Programme d’aide à la recherche industrielle (PARI)

            L’idée de base du PARI est simple : aider les PME à transformer les bonnes idées en produits et services commercialement viables. Avec des dépenses annuelles d’environ 135 millions de dollars, le PARI essaie de se faire le catalyseur de l’innovation technologique dans les PME, dans l’esprit de ce qu’il fait depuis déjà une cinquantaine d’années. Administré par le Conseil national de recherches du Canada, le programme se spécialise dans les technologies et la gestion de l’innovation, et son action comprend trois volets : 1) conseils techniques, 2) facilitation de réseaux et 3) financement partagé d’innovations. Les responsables du PARI décrivent en ces termes leurs activités :

Le PARI favorise l'innovation progressive et l'acquisition de connaissances tacites par les PME. Il favorise la capacité et la réalisation de quantité d'expérimentations et de transferts technologiques, qui ne seraient sinon pas possibles compte tenu des risques que cela représente pour les PME. Il favorise la transmission de l'information entre bien des types d'utilisateurs et de producteurs et il semble qu'on utilise beaucoup ces mécanismes. Il s'agit des réseaux que le PARI a permis de créer. Le PARI augmente le niveau de compétence technique des entreprises et leur aptitude à obtenir leurs propres résultats de R. et D., ainsi qu'à utiliser les résultats obtenus par d'autres […] [Margot Montgomery, Centre national de recherches du Canada; 20, 11:20]
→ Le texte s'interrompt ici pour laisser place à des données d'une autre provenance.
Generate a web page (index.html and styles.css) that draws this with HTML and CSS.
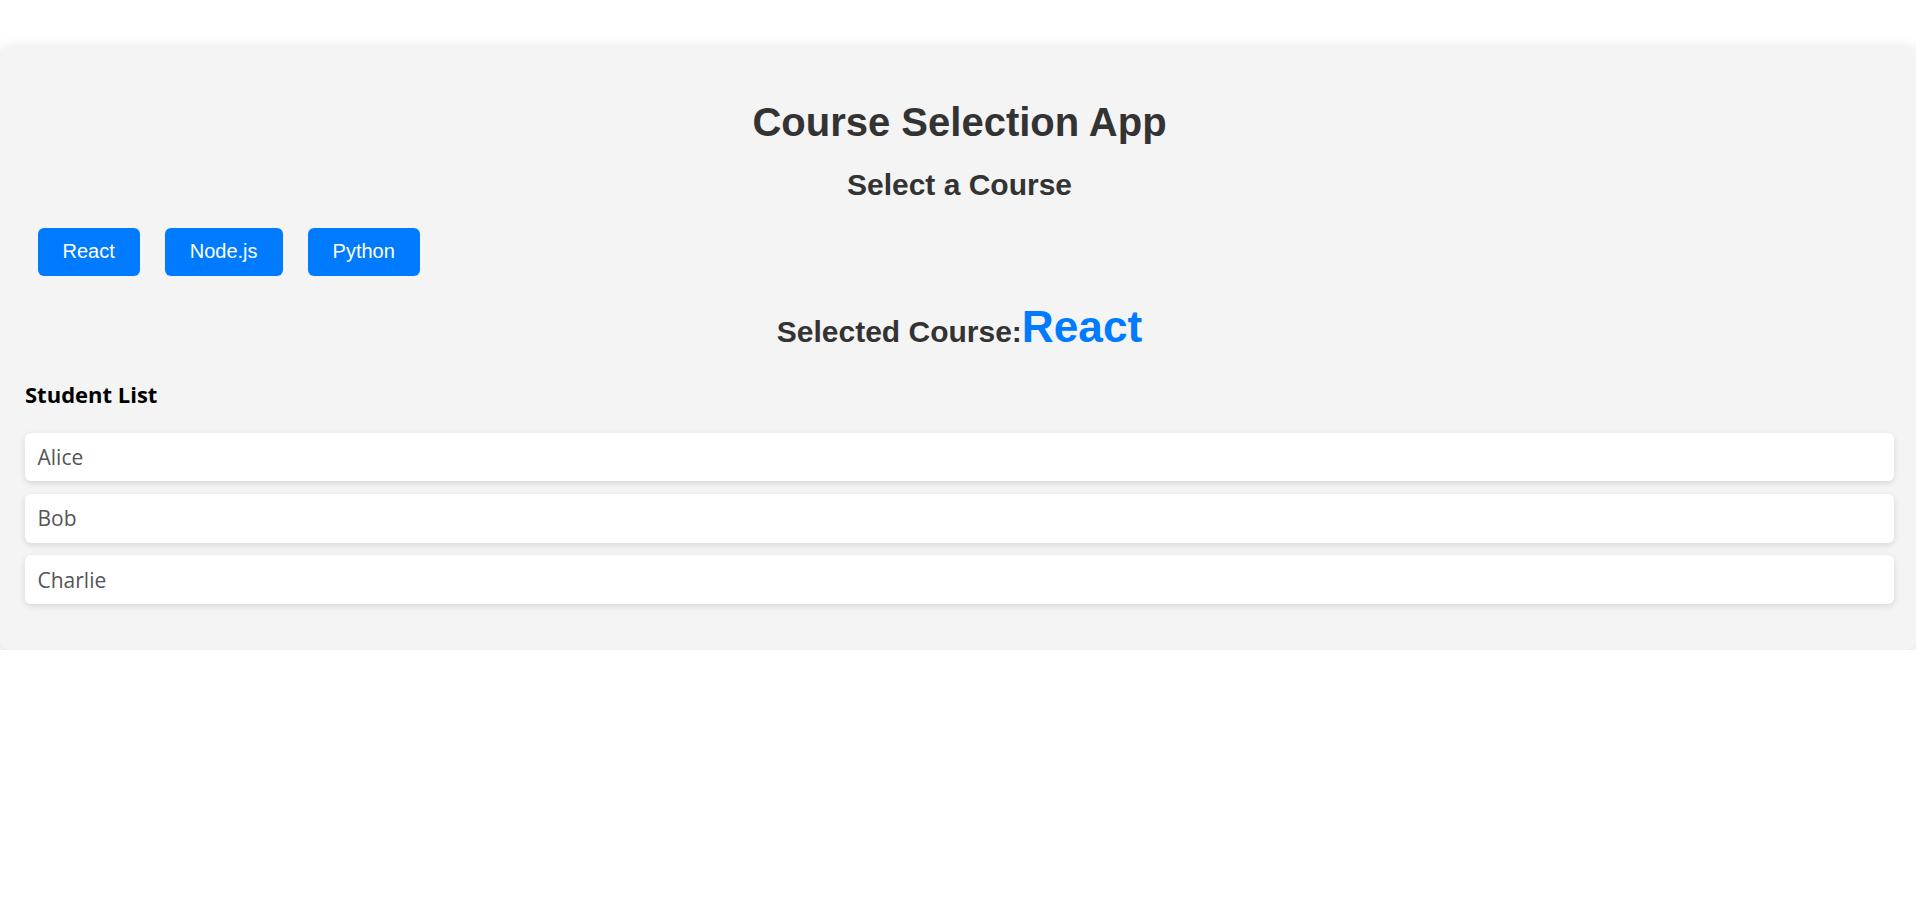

            Le PARI compte 262 conseillers en technologie industrielle (CTI), tous des scientifiques et des ingénieurs, disséminés dans plus de 90 villes du Canada où ils servent plus de 12 000 PME annuellement. En 1999-2000, le PARI a offert pour 89 millions de dollars d’aide financière à 3 359 PME à l’égard de 4 343 projets d’innovation.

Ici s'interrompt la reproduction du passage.